I remember a HR article about how men and women look for joba. On average, a man will apply for the job, if he feels able to at least 30% of the job specifications. However, a woman will apply, only if she feels able to meet at least 70% of the job specs.
I am more like the average woman. When I look back on my career, I realise that there have been more than a few occasions when I "self-disqualified" myself from a new career role, because I had felt that I lacked some necessary skill or ability.

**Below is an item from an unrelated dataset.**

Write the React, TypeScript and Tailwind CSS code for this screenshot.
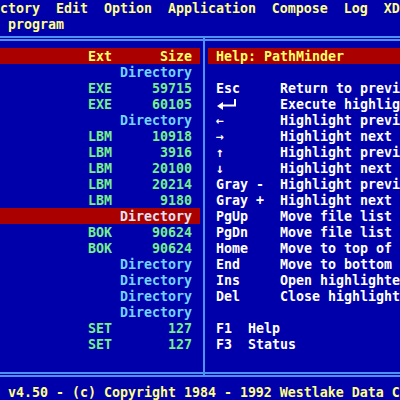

One of those skills/abilities has been my Chinese language proficiency. I speak Chinese well enough, for everyday purposes. However, I am in the legal profession. My work involves analysing laws and drafting legal contracts. This kind of work calls for higher language standards. You don't merely have to read the small print - you need to be able to write it too. I have that kind of proficiency in the English language, but I've not felt that my command of Chinese was sufficiently strong.
I've just returned from a business trip to Shanghai. This was my first time there. The business and financial district of Shanghai looks extremely modern and developed. The place reeks of consumerism and wealth. You can tell from the number of luxury cars whizzing by on the roads, and also the types of shops that line the streets. Gucci, Cartier, Apple, Louis Vuitton, the Ritz Carlton and the like.
To prepare for this trip, I had brushed up on my Chinese language. This trip was an important one from a work perspective. So I took the trouble to learn various technical terms in Chinese that are relevant to my type of work. For example, credit risk management (信用风险管理）, interest rate swaps （利率互换）, clearing house （清算所）, events of default （违约事件）, regulatory requirements (监管要求） and risk exposure limits (风险敞口险额）.
In the two weeks before my business trip, I had set the target of learning 5 to 10 technical phrases per day. By the time I stepped foot on the plane to Shanghai, I had mastered about 80 such terms and phrases. At my meetings in Shanghai, I was pleased to find that this newly-expanded Chinese vocabulary of mine comfortably got me through.
Now, looking back on my school days, I wonder why Chinese had seemed so difficult back then, whereas the learning seemed relatively quick and painless this time round. Then the answer struck me. But of course. Here I was learning for a specific purpose - I knew why I wanted to learn, and what I had to use the learning for. I needed to know how to say the things that I needed to say.
Whereas in school, Chinese had been difficult because it didn't seem to have any purpose, beyond exams and tests. 默写，in particular, had seemed quite pointless - you basically had to memorise long sentences and regurgitate them for the sake of scoring marks.